» Goal:
Your task is to copy each line that has the word "index".

+ + + +

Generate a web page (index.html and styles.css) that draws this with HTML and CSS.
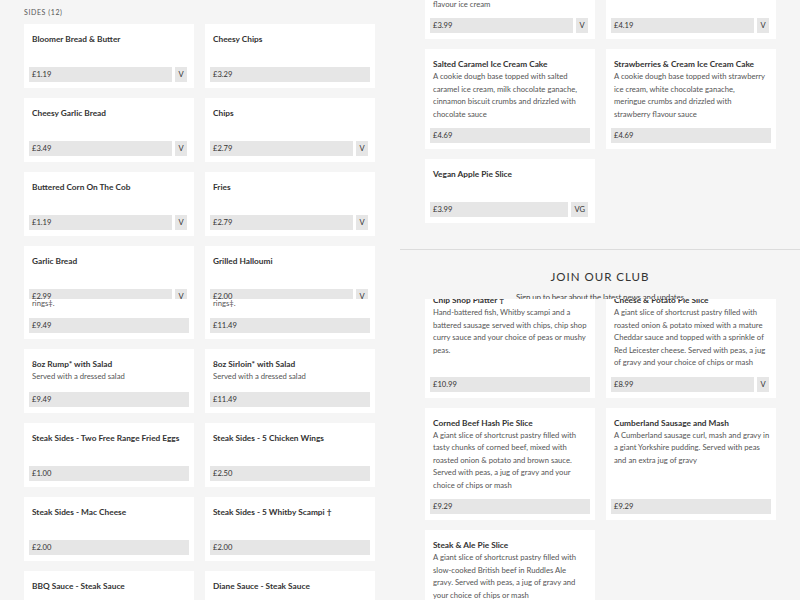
FILE: index.html
```html
<!DOCTYPE html>
<html lang="en">
<head>
<meta charset="utf-8">
<title>Menu</title>
<link rel="stylesheet" href="styles.css">
</head>
<body>
<div class="board">

  <section class="tile tile-tl">
    <div class="menu">
      <h2 class="cat">Sides (12)</h2>
      <div class="grid">
        <div class="card"><h3 class="title">Bloomer Bread &amp; Butter</h3><div class="price-row"><span class="price">£1.19</span><span class="tag">V</span></div></div>
        <div class="card"><h3 class="title">Cheesy Chips</h3><div class="price-row"><span class="price">£3.29</span></div></div>
        <div class="card"><h3 class="title">Cheesy Garlic Bread</h3><div class="price-row"><span class="price">£3.49</span><span class="tag">V</span></div></div>
        <div class="card"><h3 class="title">Chips</h3><div class="price-row"><span class="price">£2.79</span><span class="tag">V</span></div></div>
        <div class="card"><h3 class="title">Buttered Corn On The Cob</h3><div class="price-row"><span class="price">£1.19</span><span class="tag">V</span></div></div>
        <div class="card"><h3 class="title">Fries</h3><div class="price-row"><span class="price">£2.79</span><span class="tag">V</span></div></div>
        <div class="card"><h3 class="title">Garlic Bread</h3><div class="price-row"><span class="price">£2.99</span><span class="tag">V</span></div></div>
        <div class="card"><h3 class="title">Grilled Halloumi</h3><div class="price-row"><span class="price">£2.00</span><span class="tag">V</span></div></div>
      </div>
    </div>
  </section>

  <section class="tile tile-tr">
    <div class="menu">
      <div class="grid grid-cut-a">
        <div class="card"><h3 class="title">Mint Choc Chip Ice Cream Cake</h3><p class="desc">A cookie dough base topped with mint<br>choc chip ice cream, chocolate sauce and<br>flavour ice cream</p><div class="price-row"><span class="price">£3.99</span><span class="tag">V</span></div></div>
        <div class="card"><h3 class="title">Chocolate Fudge Cake</h3><p class="desc">Served warm with vanilla ice cream</p><div class="price-row"><span class="price">£4.19</span><span class="tag">V</span></div></div>
        <div class="card"><h3 class="title">Salted Caramel Ice Cream Cake</h3><p class="desc">A cookie dough base topped with salted<br>caramel ice cream, milk chocolate ganache,<br>cinnamon biscuit crumbs and drizzled with<br>chocolate sauce</p><div class="price-row"><span class="price">£4.69</span></div></div>
        <div class="card"><h3 class="title">Strawberries &amp; Cream Ice Cream Cake</h3><p class="desc">A cookie dough base topped with strawberry<br>ice cream, white chocolate ganache,<br>meringue crumbs and drizzled with<br>strawberry flavour sauce</p><div class="price-row"><span class="price">£4.69</span></div></div>
        <div class="card"><h3 class="title">Vegan Apple Pie Slice</h3><div class="price-row"><span class="price">£3.99</span><span class="tag">VG</span></div></div>
      </div>
    </div>
    <div class="club">
      <h2 class="club-title">JOIN OUR CLUB</h2>
      <p class="club-text">Sign up to hear about the latest news and updates</p>
    </div>
  </section>

  <section class="tile tile-bl">
    <div class="menu">
      <div class="grid grid-cut-c">
        <div class="card"><h3 class="title">8oz Rump* Steak</h3><p class="desc">Served with chips, grilled tomato,<br>mushroom, peas and crispy onion<br>rings‡.</p><div class="price-row"><span class="price">£9.49</span></div></div>
        <div class="card"><h3 class="title">8oz Sirloin* Steak</h3><p class="desc">Served with chips, grilled tomato,<br>mushroom, peas and crispy onion<br>rings‡.</p><div class="price-row"><span class="price">£11.49</span></div></div>
        <div class="card"><h3 class="title">8oz Rump* with Salad</h3><p class="desc">Served with a dressed salad</p><div class="price-row"><span class="price">£9.49</span></div></div>
        <div class="card"><h3 class="title">8oz Sirloin* with Salad</h3><p class="desc">Served with a dressed salad</p><div class="price-row"><span class="price">£11.49</span></div></div>
        <div class="card"><h3 class="title">Steak Sides - Two Free Range Fried Eggs</h3><div class="price-row"><span class="price">£1.00</span></div></div>
        <div class="card"><h3 class="title">Steak Sides - 5 Chicken Wings</h3><div class="price-row"><span class="price">£2.50</span></div></div>
        <div class="card"><h3 class="title">Steak Sides - Mac Cheese</h3><div class="price-row"><span class="price">£2.00</span></div></div>
        <div class="card"><h3 class="title">Steak Sides - 5 Whitby Scampi †</h3><div class="price-row"><span class="price">£2.00</span></div></div>
        <div class="card"><h3 class="title">BBQ Sauce - Steak Sauce</h3><div class="price-row"><span class="price">£0.50</span></div></div>
        <div class="card"><h3 class="title">Diane Sauce - Steak Sauce</h3><div class="price-row"><span class="price">£0.50</span></div></div>
      </div>
    </div>
  </section>

  <section class="tile tile-br">
    <div class="menu">
      <div class="grid grid-cut-b">
        <div class="card"><h3 class="title">Chip Shop Platter †</h3><p class="desc">Hand-battered fish, Whitby scampi and a<br>battered sausage served with chips, chip shop<br>curry sauce and your choice of peas or mushy<br>peas.</p><div class="price-row"><span class="price">£10.99</span></div></div>
        <div class="card"><h3 class="title">Cheese &amp; Potato Pie Slice</h3><p class="desc">A giant slice of shortcrust pastry filled with<br>roasted onion &amp; potato mixed with a mature<br>Cheddar sauce and topped with a sprinkle of<br>Red Leicester cheese. Served with peas, a jug<br>of gravy and your choice of chips or mash</p><div class="price-row"><span class="price">£8.99</span><span class="tag">V</span></div></div>
        <div class="card"><h3 class="title">Corned Beef Hash Pie Slice</h3><p class="desc">A giant slice of shortcrust pastry filled with<br>tasty chunks of corned beef, mixed with<br>roasted onion &amp; potato and brown sauce.<br>Served with peas, a jug of gravy and your<br>choice of chips or mash</p><div class="price-row"><span class="price">£9.29</span></div></div>
        <div class="card"><h3 class="title">Cumberland Sausage and Mash</h3><p class="desc">A Cumberland sausage curl, mash and gravy in<br>a giant Yorkshire pudding. Served with peas<br>and an extra jug of gravy</p><div class="price-row"><span class="price">£9.29</span></div></div>
        <div class="card"><h3 class="title">Steak &amp; Ale Pie Slice</h3><p class="desc">A giant slice of shortcrust pastry filled with<br>slow-cooked British beef in Ruddles Ale<br>gravy. Served with peas, a jug of gravy and<br>your choice of chips or mash</p><div class="price-row"><span class="price">£9.29</span></div></div>
      </div>
    </div>
  </section>

</div>
</body>
</html>
```

FILE: styles.css
```css
* { box-sizing: border-box; }

html, body {
  margin: 0;
  padding: 0;
  background: #f5f5f5;
}

body {
  font-family: Lato, "Open Sans", sans-serif;
  color: #333;
}

.board {
  display: grid;
  grid-template-columns: 400px 400px;
  grid-template-rows: 299px 301px;
  width: 800px;
  height: 600px;
  overflow: hidden;
}

.tile {
  overflow: hidden;
  background: #f5f5f5;
}

.tile-tl .menu { padding: 6px 0 0 24px; }
.tile-bl .menu { padding-left: 24px; }
.tile-tr .menu,
.tile-br .menu { padding-left: 25px; }

.tile-tr .menu { padding-bottom: 26px; }

.cat {
  margin: 0 0 6px;
  font-size: 7px;
  line-height: 12px;
  font-weight: 400;
  letter-spacing: 0.6px;
  text-transform: uppercase;
  color: #555;
}

.grid {
  display: grid;
  grid-template-columns: 170px 170px;
  column-gap: 11px;
  row-gap: 10px;
}

.grid-cut-a { margin-top: -48.5px; }
.grid-cut-b { margin-top: -14px; }
.grid-cut-c { margin-top: -48px; }

.card {
  background: #fff;
  padding: 9px 8px 6px;
  min-height: 64px;
  display: flex;
  flex-direction: column;
}

.title {
  margin: 0;
  font-size: 8.3px;
  line-height: 12px;
  font-weight: 700;
  color: #333;
}

.desc {
  margin: 0 0 8px;
  font-size: 7.7px;
  line-height: 12.5px;
  color: #555;
  white-space: nowrap;
}

.price-row {
  margin: auto -3px 0;
  display: flex;
  gap: 3px;
  height: 15px;
}

.price {
  flex: 1;
  background: #e6e6e6;
  padding-left: 3px;
  font-size: 7.6px;
  line-height: 15px;
  color: #333;
}

.tag {
  background: #e6e6e6;
  min-width: 12px;
  padding: 0 3px;
  margin-right: 2px;
  text-align: center;
  font-size: 7.6px;
  line-height: 15px;
  color: #333;
}

.club {
  border-top: 1px solid #dcdcdc;
  text-align: center;
  padding-top: 19px;
}

.club-title {
  margin: 0;
  font-size: 11.5px;
  line-height: 16px;
  font-weight: 400;
  letter-spacing: 1px;
  color: #333;
}

.club-text {
  margin: 6px 0 0;
  font-size: 8px;
  line-height: 12px;
  letter-spacing: -0.15px;
  color: #444;
}
```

+ + + +

» Task answer:
Generate a web page (index.html and styles.css) that draws this with HTML and CSS.
FILE: index.html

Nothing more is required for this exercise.